(Aim of the exercise):
Repeat the material verbatim and drop the pictures.

[begin Data]

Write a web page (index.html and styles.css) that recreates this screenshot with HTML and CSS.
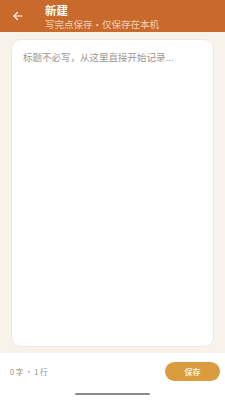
FILE: index.html
```html
<!DOCTYPE html>
<html>
<head>
<meta charset="utf-8">
<title>新建</title>
<link rel="stylesheet" href="styles.css">
</head>
<body>

<div class="app">
  <!-- top bar -->
  <div class="topbar">
    <button class="back-button" aria-label="返回">
      <svg width="12" height="12" viewBox="0 0 24 24" fill="none" stroke="#fff" stroke-width="2.4" stroke-linecap="round" stroke-linejoin="round">
        <path d="M20 12H4"/>
        <path d="M11 5l-7 7 7 7"/>
      </svg>
    </button>
    <div class="titleContainer">
      <div class="title">新建</div>
      <div class="subtitle">写完点保存·仅保存在本机</div>
    </div>
  </div>

  <!-- editor -->
  <div class="editorContainer">
    <div class="editorCard">
      <div class="placeholder">标题不必写，从这里直接开始记录...</div>
    </div>
  </div>

  <!-- bottom bar -->
  <div class="bottombar">
    <div class="statusRow">
      <span class="counter">0 字 · 1 行</span>
      <button class="save-button">保存</button>
    </div>
    <div class="homeIndicator"></div>
  </div>
</div>

</body>
</html>
```

FILE: styles.css
```css
:root {
  --header-bg: #c96a2d;
  --page-bg: #f7f3ea;
  --card-bg: #ffffff;
  --card-border: #efe9dc;
  --muted: #8f8a84;
  --accent: #d99c3f;
}

html, body {
  margin: 0;
  padding: 0;
}

body {
  width: 225px;
  height: 400px;
  font-family: "Noto Sans CJK SC", "Noto Sans", sans-serif;
  background-color: #ffffff;
}

.app {
  height: 400px;
  display: flex;
  flex-direction: column;
}

.topbar {
  height: 32px;
  background-color: var(--header-bg);
  display: flex;
  align-items: flex-start;
  flex-shrink: 0;
}

.back-button {
  width: 30px;
  height: 32px;
  margin-left: 3px;
  padding: 0;
  border: none;
  background: none;
  display: flex;
  align-items: center;
  justify-content: center;
}

.titleContainer {
  margin-left: 12px;
  padding-top: 2px;
  display: flex;
  flex-direction: column;
}

.title {
  color: #ffffff;
  font-size: 11.5px;
  font-weight: 700;
  line-height: normal;
}

.subtitle {
  color: #f6d2b6;
  font-size: 9.5px;
  line-height: normal;
  margin-top: -1px;
}

.editorContainer {
  flex-grow: 1; /* card takes up available space */
  background-color: var(--page-bg);
  padding: 7px 11px 6px 11px;
  display: flex;
}

.editorCard {
  flex-grow: 1;
  background-color: var(--card-bg);
  border: 1px solid var(--card-border);
  border-radius: 10px;
  padding: 10px 11px;
}

.placeholder {
  color: #9a958f;
  font-size: 9.5px;
  line-height: 14px;
}

.bottombar {
  height: 47px;
  flex-shrink: 0;
  background-color: #ffffff;
  display: flex;
  flex-direction: column;
  align-items: center;
}

.statusRow {
  width: 100%;
  box-sizing: border-box;
  padding: 9px 5px 0 10px;
  display: flex;
  align-items: center;
  justify-content: space-between;
}

.counter {
  color: var(--muted);
  font-size: 7.5px;
}

.save-button {
  width: 55px;
  height: 19px;
  border: none;
  border-radius: 10px;
  background-color: var(--accent);
  color: #fbeedd;
  font-family: inherit;
  font-size: 8px;
  font-weight: 700;
  padding: 0;
}

.homeIndicator {
  width: 75px;
  height: 2px;
  border-radius: 1px;
  background-color: #8a8a8a;
  margin-top: 12px;
}
```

[end Data]

(Result of this exercise):
Write a web page (index.html and styles.css) that recreates this screenshot with HTML and CSS.
FILE: index.html
```html
<!DOCTYPE html>
<html>
<head>
<meta charset="utf-8">
<title>新建</title>
<link rel="stylesheet" href="styles.css">
</head>
<body>

<div class="app">
  <!-- top bar -->
  <div class="topbar">
    <button class="back-button" aria-label="返回">
      <svg width="12" height="12" viewBox="0 0 24 24" fill="none" stroke="#fff" stroke-width="2.4" stroke-linecap="round" stroke-linejoin="round">
        <path d="M20 12H4"/>
        <path d="M11 5l-7 7 7 7"/>
      </svg>
    </button>
    <div class="titleContainer">
      <div class="title">新建</div>
      <div class="subtitle">写完点保存·仅保存在本机</div>
    </div>
  </div>

  <!-- editor -->
  <div class="editorContainer">
    <div class="editorCard">
      <div class="placeholder">标题不必写，从这里直接开始记录...</div>
    </div>
  </div>

  <!-- bottom bar -->
  <div class="bottombar">
    <div class="statusRow">
      <span class="counter">0 字 · 1 行</span>
      <button class="save-button">保存</button>
    </div>
    <div class="homeIndicator"></div>
  </div>
</div>

</body>
</html>
```

FILE: styles.css
```css
:root {
  --header-bg: #c96a2d;
  --page-bg: #f7f3ea;
  --card-bg: #ffffff;
  --card-border: #efe9dc;
  --muted: #8f8a84;
  --accent: #d99c3f;
}

html, body {
  margin: 0;
  padding: 0;
}

body {
  width: 225px;
  height: 400px;
  font-family: "Noto Sans CJK SC", "Noto Sans", sans-serif;
  background-color: #ffffff;
}

.app {
  height: 400px;
  display: flex;
  flex-direction: column;
}

.topbar {
  height: 32px;
  background-color: var(--header-bg);
  display: flex;
  align-items: flex-start;
  flex-shrink: 0;
}

.back-button {
  width: 30px;
  height: 32px;
  margin-left: 3px;
  padding: 0;
  border: none;
  background: none;
  display: flex;
  align-items: center;
  justify-content: center;
}

.titleContainer {
  margin-left: 12px;
  padding-top: 2px;
  display: flex;
  flex-direction: column;
}

.title {
  color: #ffffff;
  font-size: 11.5px;
  font-weight: 700;
  line-height: normal;
}

.subtitle {
  color: #f6d2b6;
  font-size: 9.5px;
  line-height: normal;
  margin-top: -1px;
}

.editorContainer {
  flex-grow: 1; /* card takes up available space */
  background-color: var(--page-bg);
  padding: 7px 11px 6px 11px;
  display: flex;
}

.editorCard {
  flex-grow: 1;
  background-color: var(--card-bg);
  border: 1px solid var(--card-border);
  border-radius: 10px;
  padding: 10px 11px;
}

.placeholder {
  color: #9a958f;
  font-size: 9.5px;
  line-height: 14px;
}

.bottombar {
  height: 47px;
  flex-shrink: 0;
  background-color: #ffffff;
  display: flex;
  flex-direction: column;
  align-items: center;
}

.statusRow {
  width: 100%;
  box-sizing: border-box;
  padding: 9px 5px 0 10px;
  display: flex;
  align-items: center;
  justify-content: space-between;
}

.counter {
  color: var(--muted);
  font-size: 7.5px;
}

.save-button {
  width: 55px;
  height: 19px;
  border: none;
  border-radius: 10px;
  background-color: var(--accent);
  color: #fbeedd;
  font-family: inherit;
  font-size: 8px;
  font-weight: 700;
  padding: 0;
}

.homeIndicator {
  width: 75px;
  height: 2px;
  border-radius: 1px;
  background-color: #8a8a8a;
  margin-top: 12px;
}
```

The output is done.